1つは、スコッティーと息子サムの車内での会話です。

スコッティー=ウェンディはロサンゼルスへ行ってシナリオコンテストに参加する気なのよ。
サム=そんなにいいの?
スコッティー=何が?
サム=脚本さ。
スコッティー=まだ数ページしか読んでないの。わからないし。
サム=なにがわからないの?
スコッティー=主人公は「スター・ウォーズ」のヒーローらしいけど、カークって何者よ?(Okay, so, I know he's the hero of Star Wars, but who exactly is this Kirk person?)
サム=頼むよ。そんな調子なら、いっそ今すぐ自動車をぶつけて二人とも死んでしまおう!(Please, crash this car right now because we both deserve to die!)

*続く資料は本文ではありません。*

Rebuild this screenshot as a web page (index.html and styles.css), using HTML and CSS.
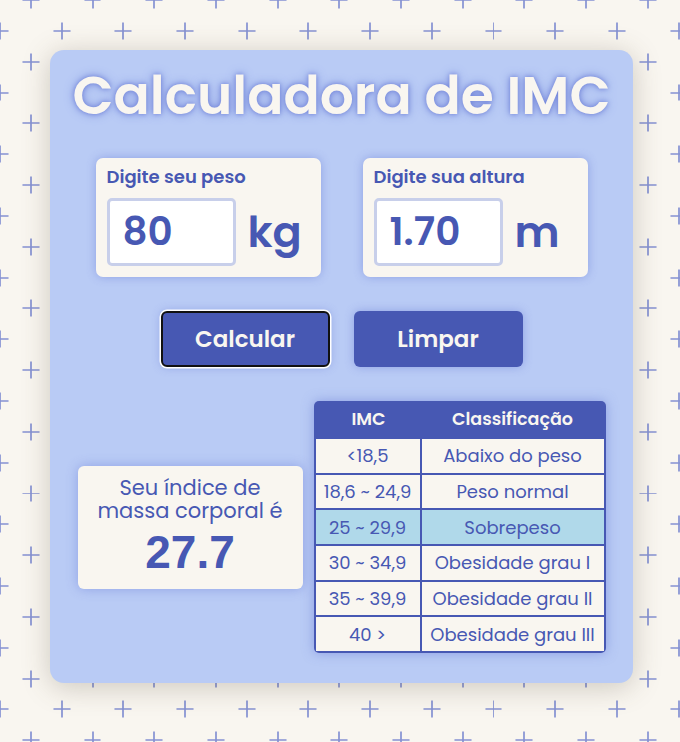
FILE: index.html
```html
<!DOCTYPE html>
<html lang="pt-BR">
<head>
<meta charset="utf-8">
<title>Calculadora de IMC</title>
<link rel="stylesheet" href="styles.css">
</head>
<body>
<main class="card">
  <h1 class="title">Calculadora de IMC</h1>
  <div class="inputs">
    <div class="field">
      <label class="field-label" for="peso">Digite seu peso</label>
      <div class="field-row">
        <input class="field-input" id="peso" type="text" value="80">
        <span class="unit">kg</span>
      </div>
    </div>
    <div class="field">
      <label class="field-label" for="altura">Digite sua altura</label>
      <div class="field-row">
        <input class="field-input" id="altura" type="text" value="1.70">
        <span class="unit">m</span>
      </div>
    </div>
  </div>
  <div class="actions">
    <button class="btn btn-focus" type="button">Calcular</button>
    <button class="btn" type="button">Limpar</button>
  </div>
  <div class="results">
    <div class="result">
      <p class="result-text">Seu índice de massa corporal é</p>
      <p class="result-value">27.7</p>
    </div>
    <div class="table-wrap">
      <table class="imc-table">
        <thead>
          <tr><th class="col-imc">IMC</th><th class="col-class">Classificação</th></tr>
        </thead>
        <tbody>
          <tr><td>&lt;18,5</td><td>Abaixo do peso</td></tr>
          <tr><td>18,6 ~ 24,9</td><td>Peso normal</td></tr>
          <tr class="active"><td>25 ~ 29,9</td><td>Sobrepeso</td></tr>
          <tr><td>30 ~ 34,9</td><td>Obesidade grau I</td></tr>
          <tr><td>35 ~ 39,9</td><td>Obesidade grau II</td></tr>
          <tr><td>40 &gt;</td><td>Obesidade grau III</td></tr>
        </tbody>
      </table>
    </div>
  </div>
</main>
</body>
</html>
```

FILE: styles.css
```css
* { box-sizing: border-box; }

html, body { margin: 0; padding: 0; }

body {
  min-height: 742px;
  font-family: Poppins, "Open Sans", sans-serif;
  color: #4758b3;
  background-color: #f9f6f0;
  background-image:
    url("data:image/svg+xml,%3Csvg xmlns='http://www.w3.org/2000/svg' width='61.7' height='61.7'%3E%3Cpath d='M30.85 22.35v17M22.35 30.85h17' stroke='%238591d3' stroke-width='1.7' fill='none'/%3E%3C/svg%3E"),
    url("data:image/svg+xml,%3Csvg xmlns='http://www.w3.org/2000/svg' width='61.7' height='61.7'%3E%3Cpath d='M30.85 22.35v17M22.35 30.85h17' stroke='%238591d3' stroke-width='1.7' fill='none'/%3E%3C/svg%3E");
  background-size: 61.7px 61.7px, 61.7px 61.7px;
  background-position: 0 -30.85px, -30.85px 0;
  padding-top: 50px;
  padding-left: 50px;
}

.card {
  width: 583px;
  height: 633px;
  background: #b9cbf5;
  border-radius: 14px;
  box-shadow: 0 4px 28px rgba(90, 80, 60, 0.28);
  padding: 14px 0 0;
}

.title {
  margin: 0;
  text-align: center;
  white-space: nowrap;
  font-size: 53.5px;
  font-weight: 600;
  line-height: 64px;
  color: #f9f6f0;
  text-shadow: 0 0 5px #6e81d8, 0 0 11px #8798e0;
}

.inputs {
  display: flex;
  justify-content: center;
  gap: 42px;
  margin-top: 30px;
}

.field {
  width: 225px;
  height: 119px;
  background: #f9f6f0;
  border-radius: 7px;
  padding: 8px 11px 0;
  box-shadow: 0 0 10px rgba(96, 114, 210, 0.45);
}

.field-label {
  display: block;
  font-size: 18px;
  font-weight: 600;
  line-height: 22px;
  color: #4758b3;
}

.field-row {
  display: flex;
  align-items: center;
  gap: 12px;
  margin-top: 10px;
}

.field-input {
  width: 129px;
  height: 68px;
  border: 3px solid #c8cfea;
  border-radius: 5px;
  background: #ffffff;
  padding: 0 0 2px 13px;
  font-family: inherit;
  font-size: 39px;
  font-weight: 600;
  color: #4758b3;
  outline: none;
}

.unit {
  font-size: 43px;
  font-weight: 600;
  line-height: 50px;
  color: #4758b3;
}

.actions {
  display: flex;
  justify-content: center;
  gap: 24px;
  margin-top: 34px;
}

.btn {
  width: 169px;
  height: 56px;
  border: 0;
  border-radius: 6px;
  background: #4758b3;
  color: #f9f6f0;
  font-family: inherit;
  font-size: 23px;
  font-weight: 600;
  box-shadow: 0 0 10px rgba(96, 114, 210, 0.45);
}

.btn-focus {
  border: 2px solid #111111;
  box-shadow: 0 0 0 1.5px #ffffff, 0 0 10px rgba(96, 114, 210, 0.45);
}

.results {
  display: flex;
  justify-content: center;
  align-items: center;
  gap: 11px;
  margin-top: 34px;
}

.result {
  width: 225px;
  height: 123px;
  background: #f9f6f0;
  border-radius: 6px;
  box-shadow: 0 0 12px rgba(96, 114, 210, 0.45);
  text-align: center;
  padding-top: 10px;
}

.result-text {
  margin: 0 auto;
  width: 200px;
  font-size: 21px;
  line-height: 23px;
  font-weight: 400;
  color: #4758b3;
}

.result-value {
  margin: 5px 0 0;
  font-family: "Liberation Sans", Arial, sans-serif;
  font-size: 46px;
  font-weight: 700;
  line-height: 50px;
  color: #4758b3;
}

.table-wrap {
  width: 292px;
  background: #4758b3;
  border-radius: 5px;
  box-shadow: 0 0 12px rgba(96, 114, 210, 0.5);
  padding: 0 2px 2px;
}

.imc-table {
  width: 100%;
  border-collapse: separate;
  border-spacing: 0;
  table-layout: fixed;
}

.imc-table th {
  height: 36px;
  font-size: 17.5px;
  font-weight: 600;
  color: #f9f6f0;
  text-align: center;
  padding: 0;
}

.col-imc { width: 106px; }

.imc-table td {
  height: 35.7px;
  padding: 0;
  text-align: center;
  font-size: 18px;
  font-weight: 400;
  color: #4758b3;
  background: #f9f6f0;
  border-top: 2px solid #4758b3;
}

.imc-table td:first-child { border-right: 2px solid #4758b3; }

.imc-table tr.active td { background: #b0d9ea; }
```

それとパットン・オズワルド扮する警官が別れ際にウェンディに言うセリフです。
Officer Frank: Qapla', Wendy!

Qapla'とは、クリンゴン語で“成功”を意味する単語で、この場合はグッドラックという感じだそうです。もちろん英会話の最後に全員で、先生に“Qapla'”と言って送り出しました。

ウェンディは自閉症というかアスペルガー症候群らしいのですが、そういう人は他人と触れることを嫌うらしい。そこでスコッティーは、特別な笛で決まったメロディーを吹いて存在を知らせ、ハグのかわりに自身の手を輪にして前に突き出し、ハグしてるよと伝えていました。

先日「リズと青い鳥」で、“大好きハグ”に対する逡巡を目の当たりにしたすぐ後なので、大好きハグをされる側にアスペルガーの人がいたらどう感じるんだろうなんて思ってしまいます。ま、「リズと青い鳥」の場合は、女子高生たちの“照れ”と“気まぐれ”という気持の波だと考えるのが自然なのですけど。